Court acquits Greek journalist on trial for leaking bank data

A Greek court on Thursday acquitted a journalist of breach of privacy in publishing a list of 2,000 Greeks allegedly with Swiss bank accounts, in a case that has exposed the government to charges of a cover-up.

Costas Vaxevanis, a 46-year-old veteran television journalist who now publishes a magazine, has insisted he was doing his job and accused ministers responsible for vetting the list for possible tax evasion of doing nothing for two years.

Vaxevanis, who was arrested on Sunday, was charged with breach of privacy and had faced a maximum three-year prison sentence if convicted.

Calling for his conviction, the prosecutor said: "You have publicly ridiculed a series of people, you have delivered these people to a society that is thirsty for blood."

"The solution to the problems that the country is facing is not cannibalism," added the prosecutor.

But after 12-hour hearing, the court acquitted Vaxevanis.

Judge Malia Volika declared the "innocence" of Vaxevanis, and rejected all objections from the prosecution.

The ruling was met with applause, while Vaxevanis told Volika: "I thank you very much Madam Judge."

While leaving the courtroom, the journalist said: "I did what all journalists would have done."

During the trial, Vaxevanis stressed that he was obliged to publish the list.

"It is my job to publish this list, even if my father were on the list, I would have published it," he said.

Among those on the list are prominent businessmen, shipowners, lawyers, doctors, journalists and a former minister, as well as companies, housewives and students although no deposit sums were published.
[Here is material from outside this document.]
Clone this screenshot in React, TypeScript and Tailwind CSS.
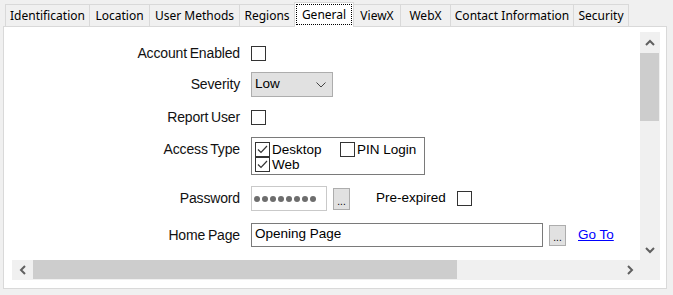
import { ReactNode } from 'react';

const tabs = [
  { label: 'Identification', w: 'w-[85px]' },
  { label: 'Location', w: 'w-[61px]' },
  { label: 'User Methods', w: 'w-[91px]' },
  { label: 'Regions', w: 'w-[56px]' },
  { label: 'General', w: 'w-[60px]', active: true },
  { label: 'ViewX', w: 'w-[48px]' },
  { label: 'WebX', w: 'w-[51px]' },
  { label: 'Contact Information', w: 'w-[124px]' },
  { label: 'Security', w: 'w-[56px]' },
];

function Chevron({ dir }: { dir: 'up' | 'down' | 'left' | 'right' }) {
  const pts = {
    up: '1,6 5,2 9,6',
    down: '1,2 5,6 9,2',
    left: '6,1 2,5 6,9',
    right: '2,1 6,5 2,9',
  }[dir];
  const vertical = dir === 'up' || dir === 'down';
  return (
    <svg width={vertical ? 10 : 8} height={vertical ? 8 : 10} viewBox={vertical ? '0 0 10 8' : '0 0 8 10'}>
      <polyline points={pts} fill="none" stroke="#606060" strokeWidth="2" />
    </svg>
  );
}

function CheckBox({ checked = false }: { checked?: boolean }) {
  return (
    <div className="w-[15px] h-[15px] border border-[#333333] bg-white flex items-center justify-center shrink-0">
      {checked && (
        <svg width="13" height="13" viewBox="0 0 13 13">
          <polyline points="2,6.5 5,9.5 11,3" fill="none" stroke="#333333" strokeWidth="1.2" />
        </svg>
      )}
    </div>
  );
}

function Label({ children }: { children: ReactNode }) {
  return (
    <div className="w-[228px] text-right text-[14px] text-[#111] tracking-[-0.15px] [word-spacing:-1px]">
      {children}
    </div>
  );
}

function SmallButton({ h }: { h: string }) {
  return (
    <div className={`w-[17px] ${h} bg-[#e1e1e1] border border-[#adadad] flex items-end justify-center pb-[2px] text-[10px] leading-none text-black`}>
      ...
    </div>
  );
}

export default function App() {
  return (
    <div
      className="w-[673px] h-[295px] bg-[#f0f0f0] overflow-hidden"
      style={{ fontFamily: '"Liberation Sans", Arial, sans-serif' }}
    >
      <div className="flex items-end h-[26px] pl-[5px]">
        {tabs.map((t, i) =>
          t.active ? (
            <div
              key={t.label}
              className={`relative z-10 -ml-px mb-[-1px] h-[25px] ${t.w} border border-b-0 border-[#d9d9d9] bg-white pt-[1px] px-[1px] pb-[2px]`}
            >
              <div
                className="w-full h-full border border-dotted border-black flex items-center justify-center text-[12px] text-black"
                style={{ fontFamily: '"Noto Sans", sans-serif' }}
              >
                {t.label}
              </div>
            </div>
          ) : (
            <div
              key={t.label}
              className={`${i === 0 ? '' : '-ml-px'} h-[22px] ${t.w} border border-b-0 border-[#d9d9d9] bg-[#f0f0f0] flex items-center justify-center text-[12px] text-black`}
              style={{ fontFamily: '"Noto Sans", sans-serif' }}
            >
              {t.label}
            </div>
          )
        )}
      </div>

      <div className="ml-[3px] w-[664px] h-[263px] border border-[#d9d9d9] bg-white">
        <div className="ml-[8px] mt-[5px] w-[648px] h-[248px] flex flex-col">
          <div className="flex h-[228px]">
            <div className="w-[628px] h-full overflow-hidden bg-white">
              <div className="flex flex-col pt-[9px]">
                <div className="flex items-center h-[24px]">
                  <Label>Account Enabled</Label>
                  <div className="ml-[11px]">
                    <CheckBox />
                  </div>
                </div>

                <div className="flex items-center h-[25px] mt-[7px]">
                  <Label>Severity</Label>
                  <div className="ml-[11px] w-[82px] h-[25px] bg-[#e1e1e1] border border-[#adadad] flex items-center justify-between pl-[3px] pr-[6px]">
                    <span className="text-[13.5px] text-black">Low</span>
                    <svg width="10" height="6" viewBox="0 0 10 6">
                      <polyline points="0.5,0.5 5,5 9.5,0.5" fill="none" stroke="#444" strokeWidth="1" />
                    </svg>
                  </div>
                </div>

                <div className="flex items-center h-[24px] mt-[8px]">
                  <Label>Report User</Label>
                  <div className="ml-[11px]">
                    <CheckBox />
                  </div>
                </div>

                <div className="flex items-start h-[38px] mt-[8px]">
                  <div className="pt-[2px]">
                    <Label>Access Type</Label>
                  </div>
                  <div className="ml-[11px] w-[174px] h-[38px] border border-[#7a7a7a] pt-[4px] pl-[3px] text-[13.5px] text-black">
                    <div className="flex items-center h-[15px]">
                      <div className="flex items-center w-[85px]">
                        <CheckBox checked />
                        <span className="ml-[2px] leading-[15px]">Desktop</span>
                      </div>
                      <CheckBox />
                      <span className="ml-[2px] leading-[15px]">PIN Login</span>
                    </div>
                    <div className="flex items-center h-[15px]">
                      <CheckBox checked />
                      <span className="ml-[2px] leading-[15px]">Web</span>
                    </div>
                  </div>
                </div>

                <div className="flex items-center h-[25px] mt-[11px]">
                  <Label>Password</Label>
                  <div className="ml-[11px] w-[76px] h-[25px] border border-[#c9c9c9] flex items-center gap-[2px] pl-[2px] pt-[1px]">
                    {Array.from({ length: 8 }).map((_, i) => (
                      <span key={i} className="w-[6px] h-[6px] rounded-full bg-[#6d6d6d]" />
                    ))}
                  </div>
                  <div className="ml-[6px]">
                    <SmallButton h="h-[22px]" />
                  </div>
                  <span className="ml-[26px] text-[13.5px] text-black">Pre-expired</span>
                  <div className="ml-[11px]">
                    <CheckBox />
                  </div>
                </div>

                <div className="flex items-center h-[24px] mt-[12px]">
                  <Label>Home Page</Label>
                  <div className="ml-[11px] w-[292px] h-[24px] border border-[#7a7a7a] pl-[3px] pt-[1px] text-[13.5px] text-black leading-[18px]">
                    Opening Page
                  </div>
                  <div className="ml-[6px]">
                    <SmallButton h="h-[21px]" />
                  </div>
                  <span className="ml-[12px] text-[13.5px] text-[#0000ff] underline">Go To</span>
                </div>
              </div>
            </div>

            <div className="w-[20px] h-full bg-[#f0f0f0] flex flex-col">
              <div className="h-[21px] flex items-center justify-center">
                <Chevron dir="up" />
              </div>
              <div className="h-[68px] w-[19px] bg-[#cdcdcd]" />
              <div className="flex-1" />
              <div className="h-[21px] flex items-center justify-center">
                <Chevron dir="down" />
              </div>
            </div>
          </div>

          <div className="flex h-[20px]">
            <div className="w-[628px] h-full bg-[#f0f0f0] flex">
              <div className="w-[21px] h-full flex items-center justify-center">
                <Chevron dir="left" />
              </div>
              <div className="w-[424px] h-[19px] bg-[#cdcdcd]" />
              <div className="flex-1" />
              <div className="w-[21px] h-full flex items-center justify-center">
                <Chevron dir="right" />
              </div>
            </div>
            <div className="w-[20px] h-full bg-[#f0f0f0]" />
          </div>
        </div>
      </div>
    </div>
  );
}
Several media workers also testified on behalf of Vaxevanis, including the head of the International Federation of Journalists, Jim Bumelha, who called the trial an "absurd farce".

"Colleagues from all over the world will be keeping an eye on this. If something happens to Costas, we will gather all of the forces that we have got, wherever we are, to campaign for his release," he told reporters ahead of the verdict.
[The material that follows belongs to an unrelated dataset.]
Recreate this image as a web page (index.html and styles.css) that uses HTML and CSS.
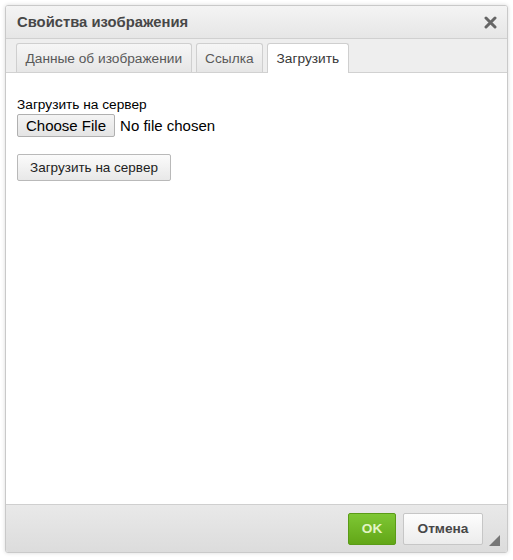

The head of the Athens union of journalists, Dimitris Trimis, also took the stand.

"I would have done the same thing," Trimis told the court, according to excerpts posted on a blog run by Vaxevanis.

"A bank account is not personal data, we live in an era of transparency," Trimis said.
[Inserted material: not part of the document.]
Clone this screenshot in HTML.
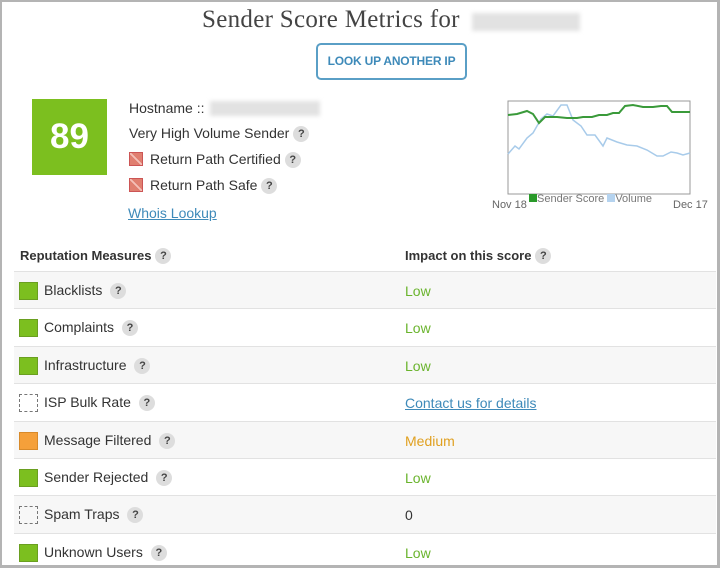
<!DOCTYPE html>
<html><head><style>
*{margin:0;padding:0;box-sizing:border-box}
body{width:720px;height:568px;overflow:hidden;background:#fff;font-family:"Liberation Sans",sans-serif;color:#333;position:relative}
.frame{position:absolute;left:0;top:0;width:720px;height:568px;border:2px solid #b4b4b4;border-right-width:3px;border-bottom-width:3px}
.abs{position:absolute}
h1{position:absolute;left:202px;top:6px;font-family:"Liberation Serif",serif;font-weight:normal;font-size:25px;color:#444;letter-spacing:.3px}
.blur{background:#e2e2e2;filter:blur(2px)}
.btn{left:316px;top:43px;width:151px;height:37px;border:2px solid #5a9fc6;border-radius:5px;color:#3e8ab9;font-size:12px;font-weight:bold;text-align:center;line-height:33px;letter-spacing:-.2px}
.score{left:32px;top:99px;width:75px;height:76px;background:#7cbf1f;color:#fff;font-weight:bold;font-size:35px;text-align:center;line-height:76px}
.info{font-size:14px;color:#333}
.q{display:inline-block;width:16px;height:16px;border-radius:50%;background:#ddd;color:#444;font-size:11px;font-weight:bold;text-align:center;line-height:16px;vertical-align:1px;margin-left:4px}
.x{display:inline-block;width:14px;height:14px;background:#e07f70 linear-gradient(45deg,transparent 45%,#f4c0b8 45%,#f4c0b8 55%,transparent 55%);border:1px solid #c55;vertical-align:-2px;margin-right:7px}
a{color:#3e8ab9;text-decoration:underline}
.row{position:absolute;left:14px;width:702px;height:37.4px;border-top:1px solid #e2e2e2;font-size:14px}
.row.s{background:#f7f7f7}
.row .sq{position:absolute;left:5px;top:10px;width:19px;height:18px}
.row .lab{position:absolute;left:30px;top:10px}
.row .imp{position:absolute;left:391px;top:11px}
.g{background:#7cbf1f;border:1px solid #6a9f20}
.o{background:#f5a03a;border:1px solid #d88a2a}
.d{border:1px dashed #777}
.low{color:#6ab42d}
</style></head><body>
<div class="frame"></div>
<h1>Sender Score Metrics for</h1>
<div class="abs blur" style="left:472px;top:13px;width:108px;height:18px"></div>
<div class="abs btn">LOOK UP ANOTHER IP</div>
<div class="abs score">89</div>
<div class="abs info" style="left:129px;top:100px">Hostname ::</div>
<div class="abs blur" style="left:210px;top:101px;width:110px;height:15px"></div>
<div class="abs info" style="left:129px;top:125px">Very High Volume Sender<span class="q">?</span></div>
<div class="abs info" style="left:129px;top:151px"><span class="x"></span>Return Path Certified<span class="q">?</span></div>
<div class="abs info" style="left:129px;top:177px"><span class="x"></span>Return Path Safe<span class="q">?</span></div>
<div class="abs info" style="left:128px;top:205px"><a>Whois Lookup</a></div>
<svg class="abs" style="left:507px;top:100px" width="184" height="95">
<rect x="1" y="1" width="182" height="93" fill="#fff" stroke="#999"/>
<polyline fill="none" stroke="#a8cbea" stroke-width="1.5" points="1,54 8,46 12,49 20,38 26,33 34,19 40,14 46,16 54,5 60,5 66,20 74,26 80,35 88,35 96,46 100,38 110,42 120,45 130,46 140,50 150,56 156,56 164,52 170,53 176,55 183,53"/>
<polyline fill="none" stroke="#3a9a3a" stroke-width="2" points="1,15 10,14 20,11 26,14 32,23 38,17 50,17 60,18 70,18 76,17 85,17 92,15 100,15 106,13 112,13 118,6 126,5 136,7 146,7 154,6 160,6 165,12 172,12 183,12"/>
</svg>
<div class="abs" style="left:492px;top:199px;font-size:11px;color:#666">Nov 18</div>
<div class="abs" style="left:529px;top:193px;font-size:11px;color:#777"><span style="display:inline-block;width:8px;height:8px;background:#2a9a2a"></span>Sender Score <span style="display:inline-block;width:8px;height:8px;background:#b5d3ef"></span>Volume</div>
<div class="abs" style="left:673px;top:199px;font-size:11px;color:#666">Dec 17</div>
<div class="abs" style="left:20px;top:248px;font-size:13px;font-weight:bold">Reputation Measures<span class="q">?</span></div>
<div class="abs" style="left:405px;top:248px;font-size:13px;font-weight:bold">Impact on this score<span class="q">?</span></div>
<div class="row s" style="top:271px"><div class="sq g"></div><div class="lab">Blacklists<span class="q" style="margin-left:8px">?</span></div><div class="imp low">Low</div></div>
<div class="row" style="top:308.4px"><div class="sq g"></div><div class="lab">Complaints<span class="q" style="margin-left:8px">?</span></div><div class="imp low">Low</div></div>
<div class="row s" style="top:345.8px"><div class="sq g"></div><div class="lab">Infrastructure<span class="q" style="margin-left:8px">?</span></div><div class="imp low">Low</div></div>
<div class="row" style="top:383.2px"><div class="sq d"></div><div class="lab">ISP Bulk Rate<span class="q" style="margin-left:8px">?</span></div><div class="imp"><a>Contact us for details</a></div></div>
<div class="row s" style="top:420.6px"><div class="sq o"></div><div class="lab">Message Filtered<span class="q" style="margin-left:8px">?</span></div><div class="imp" style="color:#e0a020">Medium</div></div>
<div class="row" style="top:458px"><div class="sq g"></div><div class="lab">Sender Rejected<span class="q" style="margin-left:8px">?</span></div><div class="imp low">Low</div></div>
<div class="row s" style="top:495.4px"><div class="sq d"></div><div class="lab">Spam Traps<span class="q" style="margin-left:8px">?</span></div><div class="imp" style="color:#333">0</div></div>
<div class="row" style="top:532.8px"><div class="sq g"></div><div class="lab">Unknown Users<span class="q" style="margin-left:8px">?</span></div><div class="imp low">Low</div></div>
</body></html>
A radical leftist lawmaker whose father is on the journalist's legal team denounced the case as a "blow to democracy".

Amnesty International's deputy programme director for Europe and Central Asia, Marek Marczynski, said ahead of the ruling that it was "deeply troubling" that Vaxevanis is facing charges "for disclosing information in the public interest".

"This step increases the risk that other journalists will censor themselves and refrain from legitimate criticism of the government to avoid prosecution," he said.

-- State of hypocrisy --

Vaxevanis has accused the Greek state of hypocrisy and says the justice system is bowing to a corrupt political system.

"Our politicians declare themselves to be democrats. I see no evidence of this," he wrote in Britain's The Times newspaper on Thursday.

"I wonder if Greek justice will show that the law safeguards the public interest and freedom of speech... in journalism you must do what you think is right without worrying about the consequences," he wrote.

The journalist has also accused Greek media of burying the story.

Vaxevanis' "Hot Doc" magazine on Saturday published the names of more than 2,000 Greeks, allegedly from a controversial list of HSBC account holders that was originally leaked by a bank employee and passed to Greece in 2010 by France's then finance minister Christine Lagarde, who is now IMF chief.

Greek authorities took no action given that the list was considered stolen data that could not be used against potential tax evaders.

When the case resurfaced last month, it took several days for officials to even locate a copy of the so-called "Lagarde List".

The data has been the subject of intense discussion, with the government facing calls to use it to crack down on potential tax cheats as Greece grapples with a massive debt crisis.

On Thursday, a special economic prosecutor asked parliament to investigate whether previous finance ministers could be faulted for failing to take action on the list, media reports said.

Evangelos Venizelos, the leader of the socialist Pasok party and a former finance minister, told a parliament committee that he had ordered the finance ministry's tax police to investigate, a claim which the department's chief at the time denies.

Ex-finance minister George Papaconstantinou, the first recipient of the data in 2010, said he did not know what had happened to the original version of the list, raising speculation that it could have been tampered with.

Current finance chief Yannis Stournaras has asked France to re-send the list.

Vaxevanis says he got the information in an anonymous letter whose sender claimed to have received it from a politician.

On Wednesday, police arrested another journalist who claimed to have in his possession a list of finance ministry documents allegedly stolen by hackers from the state general accounting office.